:: Stored data ::
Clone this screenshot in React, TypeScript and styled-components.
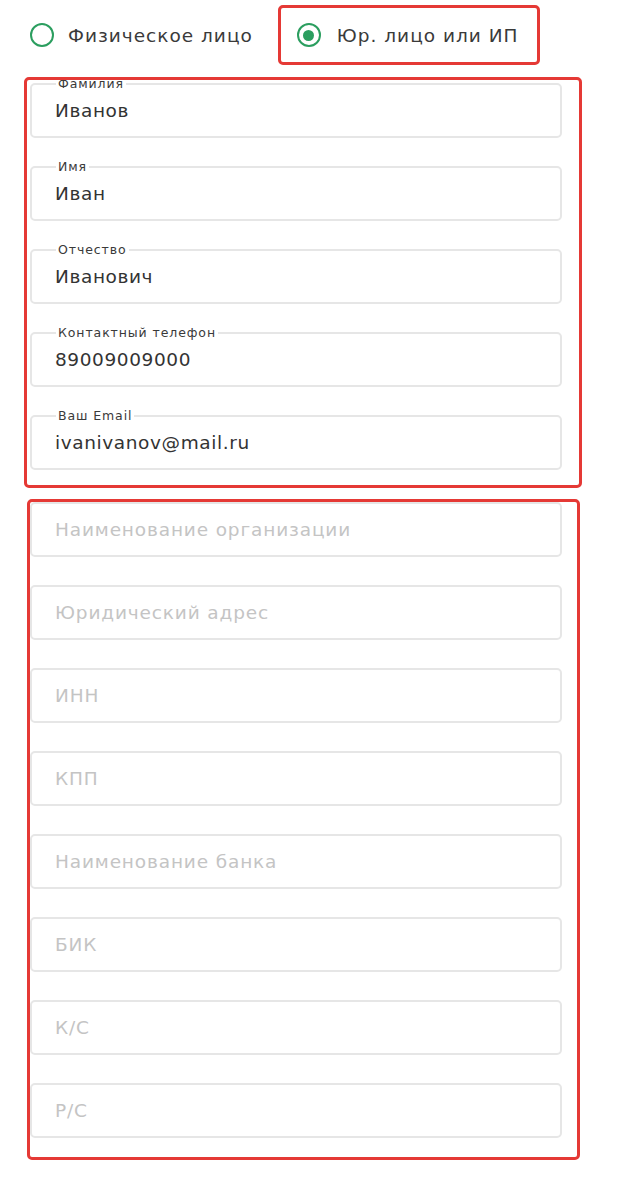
import styled, { createGlobalStyle } from 'styled-components';

const GlobalStyle = createGlobalStyle`
	body {
		margin: 0;
		background: #ffffff;
		font-family: 'DejaVu Sans', 'Noto Sans', sans-serif;
	}
`;

const Page = styled.div`
	width: 628px;
	height: 1177px;
	padding-top: 5px;
	box-sizing: border-box;
`;

const RadioRow = styled.div`
	display: flex;
	align-items: center;
	padding-left: 30px;
	gap: 25px;
`;

const RadioItem = styled.label<{ $marked?: boolean }>`
	display: flex;
	align-items: center;
	gap: 14px;
	height: 60px;
	box-sizing: border-box;
	font-size: 18.5px;
	letter-spacing: 1px;
	color: #3a3a3a;
	cursor: pointer;
	${(p) =>
		p.$marked &&
		`
		border: 3px solid #e53935;
		border-radius: 5px;
		padding: 0 19px 0 16px;
		gap: 16px;
	`}
`;

const Circle = styled.span<{ $checked?: boolean }>`
	width: 24px;
	height: 24px;
	box-sizing: border-box;
	border: 2.5px solid #2b9e5f;
	border-radius: 50%;
	display: flex;
	align-items: center;
	justify-content: center;

	&::after {
		content: '';
		width: 11px;
		height: 11px;
		border-radius: 50%;
		background: #2b9e5f;
		display: ${(p) => (p.$checked ? 'block' : 'none')};
	}
`;

const Section = styled.div<{ $first?: boolean }>`
	position: relative;
	display: flex;
	flex-direction: column;
	gap: 28px;
	box-sizing: border-box;
	margin-left: ${(p) => (p.$first ? '24px' : '27px')};
	margin-top: ${(p) => (p.$first ? '12px' : '11px')};
	width: ${(p) => (p.$first ? '558px' : '553px')};
	padding: ${(p) => (p.$first ? '6px 20px 18px 6px' : '3px 18px 22px 3px')};

	&::after {
		content: '';
		position: absolute;
		inset: 0;
		border: 3px solid #e53935;
		border-radius: 5px;
		pointer-events: none;
	}
`;

const Field = styled.div`
	position: relative;
	height: 55px;
	width: 532px;
	box-sizing: border-box;
	border: 2px solid #e6e6e6;
	border-radius: 5px;
	display: flex;
	align-items: center;
	padding-left: 23px;
`;

const Legend = styled.span`
	position: absolute;
	top: -9px;
	left: 24px;
	padding: 0 2px;
	background: #ffffff;
	font-size: 12.5px;
	line-height: 16px;
	letter-spacing: 0.9px;
	color: #3a3a3a;
`;

const Value = styled.span<{ $empty?: boolean }>`
	font-size: 18.5px;
	letter-spacing: ${(p) => (p.$empty ? '0.85px' : '0.6px')};
	color: ${(p) => (p.$empty ? '#c4c4c4' : '#333333')};
`;

const personal = [
	{ label: 'Фамилия', value: 'Иванов' },
	{ label: 'Имя', value: 'Иван' },
	{ label: 'Отчество', value: 'Иванович' },
	{ label: 'Контактный телефон', value: '89009009000' },
	{ label: 'Ваш Email', value: 'ivanivanov@mail.ru' },
];

const company = [
	'Наименование организации',
	'Юридический адрес',
	'ИНН',
	'КПП',
	'Наименование банка',
	'БИК',
	'К/С',
	'Р/С',
];

const App = () => {
	return (
		<Page>
			<GlobalStyle />
			<RadioRow>
				<RadioItem>
					<Circle />
					Физическое лицо
				</RadioItem>
				<RadioItem $marked>
					<Circle $checked />
					Юр. лицо или ИП
				</RadioItem>
			</RadioRow>
			<Section $first>
				{personal.map((f) => (
					<Field key={f.label}>
						<Legend>{f.label}</Legend>
						<Value>{f.value}</Value>
					</Field>
				))}
			</Section>
			<Section>
				{company.map((p) => (
					<Field key={p}>
						<Value $empty>{p}</Value>
					</Field>
				))}
			</Section>
		</Page>
	);
};

export default App;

:: Requirement ::
Pictures are excluded: retype only the lines from the beginning of the listing above through the line with "justify-content: center;", both included.

:: Exercise solution ::
Clone this screenshot in React, TypeScript and styled-components.
import styled, { createGlobalStyle } from 'styled-components';

const GlobalStyle = createGlobalStyle`
	body {
		margin: 0;
		background: #ffffff;
		font-family: 'DejaVu Sans', 'Noto Sans', sans-serif;
	}
`;

const Page = styled.div`
	width: 628px;
	height: 1177px;
	padding-top: 5px;
	box-sizing: border-box;
`;

const RadioRow = styled.div`
	display: flex;
	align-items: center;
	padding-left: 30px;
	gap: 25px;
`;

const RadioItem = styled.label<{ $marked?: boolean }>`
	display: flex;
	align-items: center;
	gap: 14px;
	height: 60px;
	box-sizing: border-box;
	font-size: 18.5px;
	letter-spacing: 1px;
	color: #3a3a3a;
	cursor: pointer;
	${(p) =>
		p.$marked &&
		`
		border: 3px solid #e53935;
		border-radius: 5px;
		padding: 0 19px 0 16px;
		gap: 16px;
	`}
`;

const Circle = styled.span<{ $checked?: boolean }>`
	width: 24px;
	height: 24px;
	box-sizing: border-box;
	border: 2.5px solid #2b9e5f;
	border-radius: 50%;
	display: flex;
	align-items: center;
	justify-content: center;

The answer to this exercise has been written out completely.